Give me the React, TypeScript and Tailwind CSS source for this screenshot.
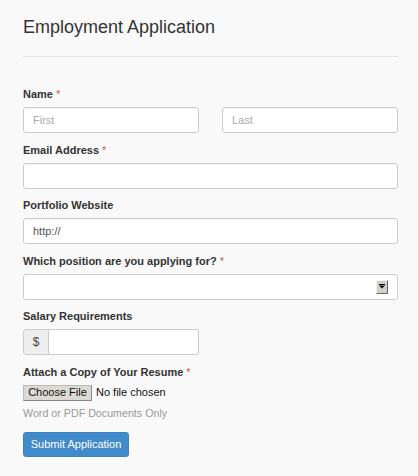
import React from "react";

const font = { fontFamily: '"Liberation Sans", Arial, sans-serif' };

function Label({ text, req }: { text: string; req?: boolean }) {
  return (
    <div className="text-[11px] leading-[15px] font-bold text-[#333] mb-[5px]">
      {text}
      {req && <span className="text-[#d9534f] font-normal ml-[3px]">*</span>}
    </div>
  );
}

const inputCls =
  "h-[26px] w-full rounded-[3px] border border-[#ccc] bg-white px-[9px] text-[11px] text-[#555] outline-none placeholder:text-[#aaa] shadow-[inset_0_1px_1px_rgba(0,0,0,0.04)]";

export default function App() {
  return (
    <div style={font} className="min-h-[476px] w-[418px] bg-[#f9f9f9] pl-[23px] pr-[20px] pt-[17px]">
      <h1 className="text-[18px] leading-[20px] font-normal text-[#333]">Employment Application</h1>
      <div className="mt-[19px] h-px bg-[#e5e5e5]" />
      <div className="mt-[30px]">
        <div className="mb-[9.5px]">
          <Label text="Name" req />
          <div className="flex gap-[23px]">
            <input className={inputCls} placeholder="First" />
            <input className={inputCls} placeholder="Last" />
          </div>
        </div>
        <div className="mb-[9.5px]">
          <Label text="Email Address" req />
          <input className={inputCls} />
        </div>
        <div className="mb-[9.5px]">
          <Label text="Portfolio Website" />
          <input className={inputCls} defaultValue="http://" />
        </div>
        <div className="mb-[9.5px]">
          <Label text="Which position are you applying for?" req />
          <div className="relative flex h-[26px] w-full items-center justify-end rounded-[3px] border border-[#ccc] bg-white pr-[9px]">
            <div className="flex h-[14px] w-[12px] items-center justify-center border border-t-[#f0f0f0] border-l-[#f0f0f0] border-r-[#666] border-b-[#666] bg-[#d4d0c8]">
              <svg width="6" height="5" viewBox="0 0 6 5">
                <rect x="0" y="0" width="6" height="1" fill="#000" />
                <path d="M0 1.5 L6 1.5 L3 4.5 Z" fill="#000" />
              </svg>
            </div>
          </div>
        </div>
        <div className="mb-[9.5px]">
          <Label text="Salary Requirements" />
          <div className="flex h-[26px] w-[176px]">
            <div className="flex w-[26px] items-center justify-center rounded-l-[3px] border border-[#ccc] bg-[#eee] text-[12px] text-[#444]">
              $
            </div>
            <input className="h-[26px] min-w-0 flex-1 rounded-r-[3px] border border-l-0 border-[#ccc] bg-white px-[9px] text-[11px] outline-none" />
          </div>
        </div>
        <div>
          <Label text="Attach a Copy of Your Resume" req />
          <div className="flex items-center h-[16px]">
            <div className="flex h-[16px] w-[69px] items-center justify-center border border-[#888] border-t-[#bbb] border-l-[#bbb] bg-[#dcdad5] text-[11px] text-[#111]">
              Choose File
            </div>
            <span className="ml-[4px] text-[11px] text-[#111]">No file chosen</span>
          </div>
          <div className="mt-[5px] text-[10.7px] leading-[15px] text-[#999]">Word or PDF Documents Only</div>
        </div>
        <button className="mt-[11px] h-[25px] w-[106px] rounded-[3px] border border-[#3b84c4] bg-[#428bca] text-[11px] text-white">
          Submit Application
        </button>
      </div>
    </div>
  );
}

● **Problem**
Scan the material above. Copy each line where "React" occurs.

● **The solution**
Give me the React, TypeScript and Tailwind CSS source for this screenshot.
import React from "react";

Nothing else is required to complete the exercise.